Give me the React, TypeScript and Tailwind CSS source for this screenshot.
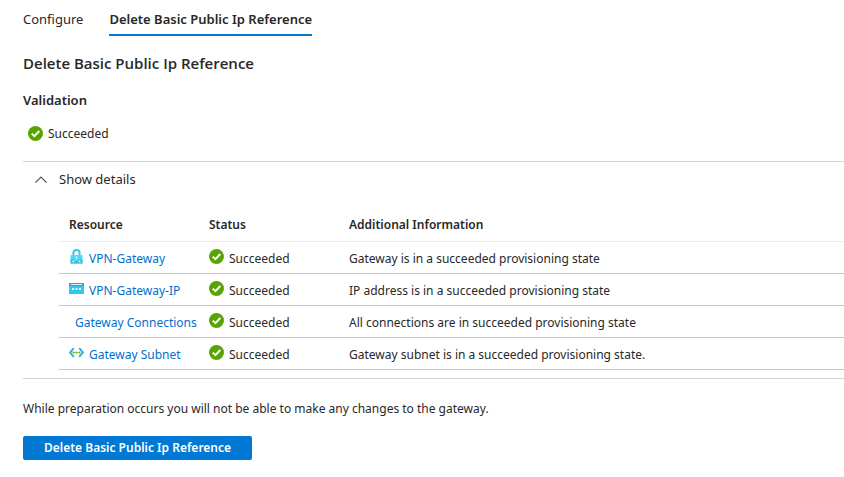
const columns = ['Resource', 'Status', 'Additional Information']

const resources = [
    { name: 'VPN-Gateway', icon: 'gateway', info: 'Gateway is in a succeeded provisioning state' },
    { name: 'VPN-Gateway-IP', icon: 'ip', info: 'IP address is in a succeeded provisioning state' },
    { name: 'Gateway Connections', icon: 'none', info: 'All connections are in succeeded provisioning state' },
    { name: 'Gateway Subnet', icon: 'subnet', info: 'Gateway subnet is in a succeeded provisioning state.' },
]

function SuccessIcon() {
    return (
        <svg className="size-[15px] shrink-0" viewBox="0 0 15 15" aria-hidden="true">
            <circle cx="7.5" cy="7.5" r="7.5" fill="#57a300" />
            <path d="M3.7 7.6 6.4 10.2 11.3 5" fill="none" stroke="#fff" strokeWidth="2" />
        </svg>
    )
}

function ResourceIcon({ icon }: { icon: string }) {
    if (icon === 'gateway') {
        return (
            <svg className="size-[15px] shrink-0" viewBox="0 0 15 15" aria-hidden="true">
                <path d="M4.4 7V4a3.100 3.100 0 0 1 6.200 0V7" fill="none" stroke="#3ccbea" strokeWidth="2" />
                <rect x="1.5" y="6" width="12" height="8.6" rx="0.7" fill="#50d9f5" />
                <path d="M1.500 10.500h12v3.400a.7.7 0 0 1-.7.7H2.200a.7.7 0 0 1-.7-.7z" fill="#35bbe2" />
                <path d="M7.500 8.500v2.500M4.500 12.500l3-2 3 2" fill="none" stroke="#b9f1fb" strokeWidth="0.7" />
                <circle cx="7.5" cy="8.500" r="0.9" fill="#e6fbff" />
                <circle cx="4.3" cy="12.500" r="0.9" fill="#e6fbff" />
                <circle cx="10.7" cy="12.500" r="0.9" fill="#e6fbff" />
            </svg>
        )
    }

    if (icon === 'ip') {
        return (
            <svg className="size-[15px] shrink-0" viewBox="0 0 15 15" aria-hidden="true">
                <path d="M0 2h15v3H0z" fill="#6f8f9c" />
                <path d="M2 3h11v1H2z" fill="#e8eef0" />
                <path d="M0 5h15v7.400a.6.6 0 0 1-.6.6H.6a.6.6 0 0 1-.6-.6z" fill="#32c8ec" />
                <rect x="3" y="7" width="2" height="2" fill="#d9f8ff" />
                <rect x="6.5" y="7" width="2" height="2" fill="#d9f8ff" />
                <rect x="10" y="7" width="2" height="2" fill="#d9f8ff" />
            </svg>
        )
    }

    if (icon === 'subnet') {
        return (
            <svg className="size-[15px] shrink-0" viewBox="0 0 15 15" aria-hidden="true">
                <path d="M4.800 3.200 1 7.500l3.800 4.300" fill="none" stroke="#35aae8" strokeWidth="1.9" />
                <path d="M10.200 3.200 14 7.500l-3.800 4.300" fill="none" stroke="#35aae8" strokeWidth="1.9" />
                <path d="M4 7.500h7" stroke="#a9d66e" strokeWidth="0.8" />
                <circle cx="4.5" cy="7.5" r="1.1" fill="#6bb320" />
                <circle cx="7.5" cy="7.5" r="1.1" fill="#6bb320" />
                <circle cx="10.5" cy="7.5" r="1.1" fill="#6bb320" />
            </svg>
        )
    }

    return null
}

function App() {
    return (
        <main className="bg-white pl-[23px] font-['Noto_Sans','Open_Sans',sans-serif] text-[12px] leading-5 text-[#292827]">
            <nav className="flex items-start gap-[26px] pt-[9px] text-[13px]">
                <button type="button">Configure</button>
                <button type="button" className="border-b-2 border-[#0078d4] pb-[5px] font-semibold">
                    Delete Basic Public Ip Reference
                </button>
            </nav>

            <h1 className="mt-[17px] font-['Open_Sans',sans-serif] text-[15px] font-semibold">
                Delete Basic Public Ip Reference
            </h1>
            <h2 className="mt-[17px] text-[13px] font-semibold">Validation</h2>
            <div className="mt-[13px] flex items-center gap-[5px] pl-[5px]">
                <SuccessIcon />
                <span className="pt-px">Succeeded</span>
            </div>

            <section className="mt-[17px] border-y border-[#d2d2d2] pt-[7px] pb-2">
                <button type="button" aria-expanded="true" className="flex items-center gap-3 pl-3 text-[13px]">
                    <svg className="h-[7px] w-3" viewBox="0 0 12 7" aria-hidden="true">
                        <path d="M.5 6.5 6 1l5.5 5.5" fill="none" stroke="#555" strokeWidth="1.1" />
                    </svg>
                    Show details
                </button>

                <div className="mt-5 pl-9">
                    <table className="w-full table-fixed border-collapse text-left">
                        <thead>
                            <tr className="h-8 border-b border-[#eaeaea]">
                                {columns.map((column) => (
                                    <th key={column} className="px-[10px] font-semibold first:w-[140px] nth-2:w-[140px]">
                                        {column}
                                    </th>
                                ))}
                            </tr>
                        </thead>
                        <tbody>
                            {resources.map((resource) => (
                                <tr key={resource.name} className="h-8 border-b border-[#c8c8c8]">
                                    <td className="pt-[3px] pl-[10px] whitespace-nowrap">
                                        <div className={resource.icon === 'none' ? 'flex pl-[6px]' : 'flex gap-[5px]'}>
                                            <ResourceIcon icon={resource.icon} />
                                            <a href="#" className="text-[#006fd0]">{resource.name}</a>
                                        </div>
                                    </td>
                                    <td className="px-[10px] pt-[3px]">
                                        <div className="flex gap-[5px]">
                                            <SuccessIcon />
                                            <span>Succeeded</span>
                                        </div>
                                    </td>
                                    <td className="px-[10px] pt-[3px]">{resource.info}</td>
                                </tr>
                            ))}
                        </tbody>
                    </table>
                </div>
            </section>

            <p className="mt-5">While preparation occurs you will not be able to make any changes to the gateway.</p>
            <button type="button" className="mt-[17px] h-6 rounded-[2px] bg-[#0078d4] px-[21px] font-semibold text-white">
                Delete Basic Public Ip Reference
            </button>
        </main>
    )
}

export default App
==
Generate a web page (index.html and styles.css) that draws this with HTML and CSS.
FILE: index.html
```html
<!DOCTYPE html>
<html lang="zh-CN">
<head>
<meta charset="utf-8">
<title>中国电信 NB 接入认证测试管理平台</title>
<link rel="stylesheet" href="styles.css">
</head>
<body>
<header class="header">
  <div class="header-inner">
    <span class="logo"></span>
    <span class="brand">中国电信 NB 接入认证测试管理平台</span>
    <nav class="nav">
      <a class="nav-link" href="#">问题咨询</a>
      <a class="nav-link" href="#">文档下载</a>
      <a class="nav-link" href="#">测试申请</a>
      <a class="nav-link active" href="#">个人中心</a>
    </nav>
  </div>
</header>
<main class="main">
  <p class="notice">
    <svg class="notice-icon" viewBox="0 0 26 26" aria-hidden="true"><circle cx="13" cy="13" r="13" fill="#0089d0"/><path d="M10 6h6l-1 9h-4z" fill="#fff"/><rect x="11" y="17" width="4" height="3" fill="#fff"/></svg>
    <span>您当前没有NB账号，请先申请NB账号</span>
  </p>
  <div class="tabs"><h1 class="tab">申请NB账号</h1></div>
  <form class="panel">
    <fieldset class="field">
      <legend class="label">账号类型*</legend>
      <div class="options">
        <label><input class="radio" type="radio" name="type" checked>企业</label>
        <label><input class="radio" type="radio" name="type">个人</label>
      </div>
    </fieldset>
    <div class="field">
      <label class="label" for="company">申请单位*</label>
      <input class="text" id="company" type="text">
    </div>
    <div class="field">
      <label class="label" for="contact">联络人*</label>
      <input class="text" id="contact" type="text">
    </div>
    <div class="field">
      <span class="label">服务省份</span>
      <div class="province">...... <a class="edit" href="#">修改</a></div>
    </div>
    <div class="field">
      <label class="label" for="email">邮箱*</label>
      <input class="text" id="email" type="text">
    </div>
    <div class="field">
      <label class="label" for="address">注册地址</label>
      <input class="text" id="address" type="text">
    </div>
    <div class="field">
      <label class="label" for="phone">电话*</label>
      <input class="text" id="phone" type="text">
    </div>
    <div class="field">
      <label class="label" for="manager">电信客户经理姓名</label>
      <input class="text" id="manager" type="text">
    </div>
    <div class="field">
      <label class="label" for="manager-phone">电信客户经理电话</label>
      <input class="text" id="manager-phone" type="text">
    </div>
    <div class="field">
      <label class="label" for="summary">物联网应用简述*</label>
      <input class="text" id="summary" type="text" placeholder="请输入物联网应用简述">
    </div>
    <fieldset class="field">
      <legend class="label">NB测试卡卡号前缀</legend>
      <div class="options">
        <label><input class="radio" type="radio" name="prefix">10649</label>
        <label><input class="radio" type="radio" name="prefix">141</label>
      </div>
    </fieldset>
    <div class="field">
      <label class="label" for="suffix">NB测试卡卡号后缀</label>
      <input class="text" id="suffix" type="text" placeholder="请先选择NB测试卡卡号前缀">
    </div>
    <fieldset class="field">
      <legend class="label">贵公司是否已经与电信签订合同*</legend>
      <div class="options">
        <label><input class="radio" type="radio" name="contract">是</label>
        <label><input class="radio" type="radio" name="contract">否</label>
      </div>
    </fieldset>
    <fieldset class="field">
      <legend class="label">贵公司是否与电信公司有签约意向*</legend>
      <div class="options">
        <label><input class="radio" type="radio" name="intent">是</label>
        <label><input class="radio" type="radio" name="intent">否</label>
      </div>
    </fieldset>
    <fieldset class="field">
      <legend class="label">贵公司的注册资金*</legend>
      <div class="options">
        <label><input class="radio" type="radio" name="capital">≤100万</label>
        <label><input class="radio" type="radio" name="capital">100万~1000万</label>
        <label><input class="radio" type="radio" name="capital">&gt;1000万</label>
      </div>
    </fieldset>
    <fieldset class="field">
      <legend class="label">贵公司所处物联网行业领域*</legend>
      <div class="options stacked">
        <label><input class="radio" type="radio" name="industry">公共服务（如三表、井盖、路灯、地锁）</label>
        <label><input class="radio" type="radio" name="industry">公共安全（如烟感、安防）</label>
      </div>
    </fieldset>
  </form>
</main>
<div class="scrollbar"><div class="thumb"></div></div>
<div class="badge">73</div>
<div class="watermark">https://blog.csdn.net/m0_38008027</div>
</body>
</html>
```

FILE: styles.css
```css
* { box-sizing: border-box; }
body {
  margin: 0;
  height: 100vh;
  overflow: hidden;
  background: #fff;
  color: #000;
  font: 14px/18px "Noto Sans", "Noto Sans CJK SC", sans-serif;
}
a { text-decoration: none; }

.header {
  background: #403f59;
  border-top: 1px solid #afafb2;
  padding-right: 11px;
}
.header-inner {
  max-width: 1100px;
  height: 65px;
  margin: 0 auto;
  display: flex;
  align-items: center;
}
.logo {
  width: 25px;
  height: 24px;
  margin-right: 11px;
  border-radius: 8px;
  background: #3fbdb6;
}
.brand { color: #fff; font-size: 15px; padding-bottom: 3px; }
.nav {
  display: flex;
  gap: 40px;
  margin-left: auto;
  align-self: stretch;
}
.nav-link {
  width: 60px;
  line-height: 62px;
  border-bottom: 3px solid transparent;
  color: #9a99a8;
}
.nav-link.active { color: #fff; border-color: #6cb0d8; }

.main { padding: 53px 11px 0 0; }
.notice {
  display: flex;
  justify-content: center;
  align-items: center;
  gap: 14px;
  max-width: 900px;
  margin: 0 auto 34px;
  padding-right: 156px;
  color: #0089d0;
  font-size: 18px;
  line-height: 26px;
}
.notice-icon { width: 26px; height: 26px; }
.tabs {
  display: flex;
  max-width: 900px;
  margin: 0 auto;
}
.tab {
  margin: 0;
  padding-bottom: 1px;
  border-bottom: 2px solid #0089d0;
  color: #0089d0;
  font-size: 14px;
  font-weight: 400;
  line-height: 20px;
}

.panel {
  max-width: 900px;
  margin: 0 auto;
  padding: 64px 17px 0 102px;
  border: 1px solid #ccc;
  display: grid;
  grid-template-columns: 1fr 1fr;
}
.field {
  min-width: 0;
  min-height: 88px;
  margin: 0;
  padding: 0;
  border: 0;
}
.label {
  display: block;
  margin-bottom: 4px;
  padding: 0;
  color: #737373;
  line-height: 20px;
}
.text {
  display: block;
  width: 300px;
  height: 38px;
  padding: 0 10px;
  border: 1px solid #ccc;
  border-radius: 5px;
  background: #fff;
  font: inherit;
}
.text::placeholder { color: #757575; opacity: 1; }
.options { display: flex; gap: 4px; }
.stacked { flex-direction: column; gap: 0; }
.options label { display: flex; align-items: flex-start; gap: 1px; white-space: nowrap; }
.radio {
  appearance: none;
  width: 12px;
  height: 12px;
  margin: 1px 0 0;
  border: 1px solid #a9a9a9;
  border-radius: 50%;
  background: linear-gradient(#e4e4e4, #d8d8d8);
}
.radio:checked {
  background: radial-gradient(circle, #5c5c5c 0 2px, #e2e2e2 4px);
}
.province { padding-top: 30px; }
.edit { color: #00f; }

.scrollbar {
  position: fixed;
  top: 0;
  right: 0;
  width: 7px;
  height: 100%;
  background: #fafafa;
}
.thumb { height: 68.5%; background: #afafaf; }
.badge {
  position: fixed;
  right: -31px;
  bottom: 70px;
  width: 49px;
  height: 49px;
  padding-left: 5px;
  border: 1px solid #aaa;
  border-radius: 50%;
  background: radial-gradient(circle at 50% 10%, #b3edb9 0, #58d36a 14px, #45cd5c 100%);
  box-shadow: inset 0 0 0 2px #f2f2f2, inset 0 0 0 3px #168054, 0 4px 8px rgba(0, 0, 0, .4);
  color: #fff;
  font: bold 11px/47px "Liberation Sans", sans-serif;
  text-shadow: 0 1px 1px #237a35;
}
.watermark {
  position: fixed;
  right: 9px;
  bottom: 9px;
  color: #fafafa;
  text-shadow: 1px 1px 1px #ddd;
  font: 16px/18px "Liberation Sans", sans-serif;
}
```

*Work to complete*. Transcribe exactly the lines between the one containing "Give me the" and the one containing "const columns = ['Resource', 'Status', 'Additional", counting both ends. Pictures are not copied.

*Exercise response*.
Give me the React, TypeScript and Tailwind CSS source for this screenshot.
const columns = ['Resource', 'Status', 'Additional Information']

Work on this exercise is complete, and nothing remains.